Almost two months after assessors recommended that a new campground be built on Atlin Lake, the Yukon government has not made a decision on the project.
The Atlin-based Taku River Tlingit First Nation remains fiercely opposed to the project, and says the Yukon is not within its legal rights to push ahead.
If the campground were built, “it would be the most harmful thing that ever happened to the Taku River Tlingits,” said John Ward, spokesperson for the First Nation.
It’s worse than if the area were turned into a mine, because mines are temporary and campgrounds are forever, he said.
Environment Minister Currie Dixon and other officials met with representatives from the First Nation for several hours on January 2, but the parties are no closer to an agreement.
The First Nation would like to initiate a land claims negotiation before it considers the possibility of a campground, and the Yukon government says it is unwilling to delay its plans.
If the Yukon government forges ahead, which by all indications it intends to do, it will be under threat of legal action from the First Nation.
“We want to do everything we can to protect our rights and our title to that area,” said Ward.
Dixon declined an interview request for this article, saying that discussions are between the two governments.
The proposed campground is located on the east shore of Atlin Lake, just north of the border with British Columbia.
It is within the traditional territory of the Taku River Tlingit, according to a claim that was approved by the federal government in 1984 with support of the Council of Yukon First Nations.
As a result, the First Nation has asserted rights and title to the area, and the Yukon government is legally required to consult when decisions are made about that land.
But the First Nation first heard about the planned campground when it was publicized in the media in March of last year.
Official consultation with the First Nation did not begin until May 8, according to the government’s record.
“We feel that the consultation that has been conducted by the Yukon government has been adequate in the circumstances,” said Dermot Flynn, with Yukon’s aboriginal relations branch in an interview Thursday.
The Taku River Tlingit has asked the Yukon government to halt work on the campground until a treaty negotiation is underway.
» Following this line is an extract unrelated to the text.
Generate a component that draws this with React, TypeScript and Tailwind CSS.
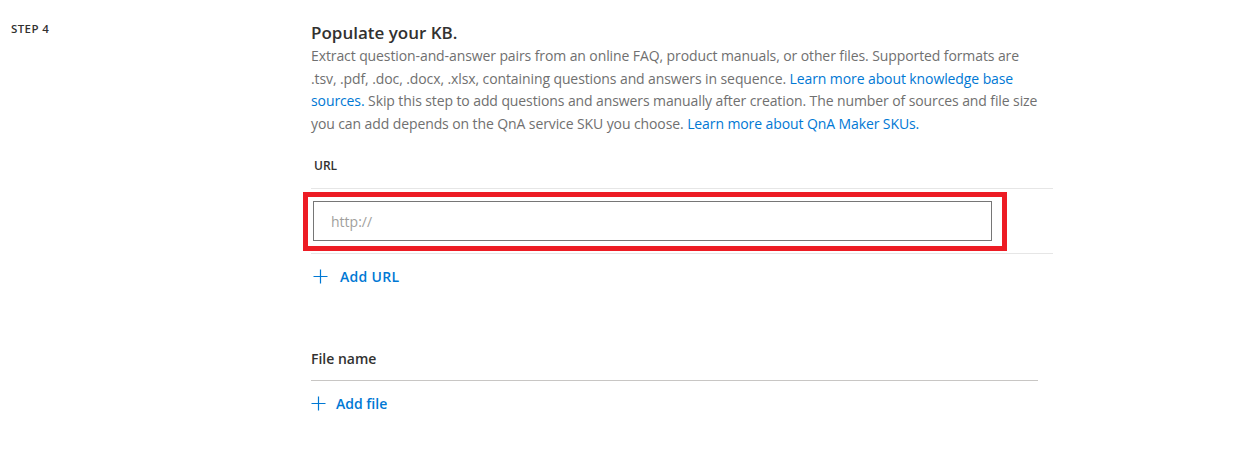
import React from 'react';

const font = { fontFamily: '"Segoe UI", "Open Sans", "Noto Sans", sans-serif' };

function PlusIcon() {
  return (
    <svg width="15" height="15" viewBox="0 0 15 15" className="shrink-0">
      <path d="M7.5 0.5v14M0.5 7.5h14" stroke="#0078d4" strokeWidth="1.2" fill="none" />
    </svg>
  );
}

function Link({ children }: { children: React.ReactNode }) {
  return <a className="text-[#0078d4] cursor-pointer">{children}</a>;
}

export default function App() {
  return (
    <div className="flex bg-white min-h-[457px] w-[1237px]" style={font}>
      <div className="w-[311px] shrink-0 pl-[11px] pt-[22px]">
        <div className="text-[11.5px] leading-[14px] font-semibold text-[#323130] tracking-[0.4px]">STEP 4</div>
      </div>

      <div className="flex-1 pt-[21px]">
        <h2 className="text-[17px] leading-[23px] font-semibold text-[#323130]">Populate your KB.</h2>
        <div className="text-[14px] leading-[22.5px] text-[#707070] tracking-[-0.1px] pt-[1px]">
          <div className="whitespace-nowrap">
            Extract question-and-answer pairs from an online FAQ, product manuals, or other files. Supported formats are
          </div>
          <div className="whitespace-nowrap">
            .tsv, .pdf, .doc, .docx, .xlsx, containing questions and answers in sequence.{' '}
            <Link>Learn more about knowledge base</Link>
          </div>
          <div className="whitespace-nowrap">
            <Link>sources.</Link> Skip this step to add questions and answers manually after creation. The number of sources and file size
          </div>
          <div className="whitespace-nowrap">
            you can add depends on the QnA service SKU you choose. <Link>Learn more about QnA Maker SKUs.</Link>
          </div>
        </div>

        <div className="w-[742px] mt-[23px]">
          <div className="pl-[3px] pb-[14px] text-[12px] leading-[16px] font-semibold text-[#323130]">URL</div>
          <div className="border-t border-b border-[#e6e6e6] py-[12px]">
            <div className="relative w-[679px] ml-[2px]">
              <div className="h-[40px] border border-[#767676] flex items-center pl-[17px] text-[14px] text-[#a19f9d]">
                http://
              </div>
              <div className="absolute -left-[10px] -top-[9px] w-[704px] h-[59px] border-[5px] border-[#ed1c24] pointer-events-none" />
            </div>
          </div>
          <div className="flex items-center gap-[12px] pl-[2px] mt-[12px] h-[20px]">
            <PlusIcon />
            <span className="text-[14px] font-semibold text-[#0078d4] tracking-[0.3px]">Add URL</span>
          </div>
        </div>

        <div className="w-[727px] mt-[63px]">
          <div className="pb-[11px] text-[14px] leading-[20px] font-semibold text-[#323130]">File name</div>
          <div className="border-t border-[#c8c6c4]" />
          <div className="flex items-center gap-[10px] mt-[12px] h-[20px]">
            <PlusIcon />
            <span className="text-[14px] font-semibold text-[#0078d4]">Add file</span>
          </div>
        </div>
      </div>
    </div>
  );
}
It has offered to fast-track campground talks within that negotiation.
But the government would like to see the First Nation deal with its claims to B.C. territory before it engages with the Yukon.
“That’s been the approach that Canada and Yukon have taken in the past,” said Flynn. “Their primary claim should be dealt with first, and then the transboundary claim could be dealt with after that.”
The First Nation has reached out to the Canadian government to help pressure the Yukon into a treaty negotiation. A federal official has suggested a meeting between the three parties.
The Taku River Tlingit have asked Yukon to delay a decision on the campground until those discussions take place.
It’s unclear if the Yukon government is willing to wait that long.
A spokesperson with Environment said Friday morning that a decision could be coming within the next few days.
The First Nation wants to see interim protection on Yukon portions of its traditional territory so that land claims can begin.
“Yukon government has been recording mineral claims, granting land, creating parks, settling land claims and is now on the path to creating a campground in the TRTFN’s unsurrendered traditional territory without consulting or accommodating the TRTFN,” said Nicole Gordon, manager of lands and resources with the First Nation.
Other alternative campground locations exist that would be more appropriate, including the proposed campground at the Conrad historic site near Carcross, she said.
The Carcross/Tagish First Nation and the Yukon government have recently signed an agreement to explore the development of that site into a campground.
The Taku River Tlingit believes that the area of the proposed Atlin campground is one of the few valuable parcels of land left in its traditional territory, and it should be preserved as a potential land selection through the treaty process.
“That’s a key area, I believe, that could support the Taku River Tlingits so that we can get away from social assistance, handouts and so on,” said Ward.
The First Nation could use that land not only for traditional harvesting activities but also for commercial development, he said.
The Yukon government is not open to providing interim protection for Yukon portions of the First Nation’s traditional territory, said Flynn.
With other land claims negotiations, protections for selected land parcels has only occurred at a very late stage of the treaty process, he said.
“Just a wholesale withdrawal of land from other use, that has never been agreed to.”
The government has offered to continue to consult with the First Nation on the campground if it moves forward, and to negotiate a process for future consultations, said Flynn.
The Taku River Tlingit believes it has a strong legal case against the Yukon government and against the development of a campground on that spot, according to recent letters from the First Nation to the Yukon.
Indeed, the Yukon government has a poor track record in recent years when it comes to court battles with First Nations on questions of land and consultation.
In the most recent example, the Yukon Court of Appeal mandated that the Yukon must consult the Ross River Dena Council on mineral staking and low-level exploration activities on its traditional territory.
But the Taku River Tlingit would like to avoid a legal battle, if possible.
“Nobody wins going to court, it seems,” said Ward.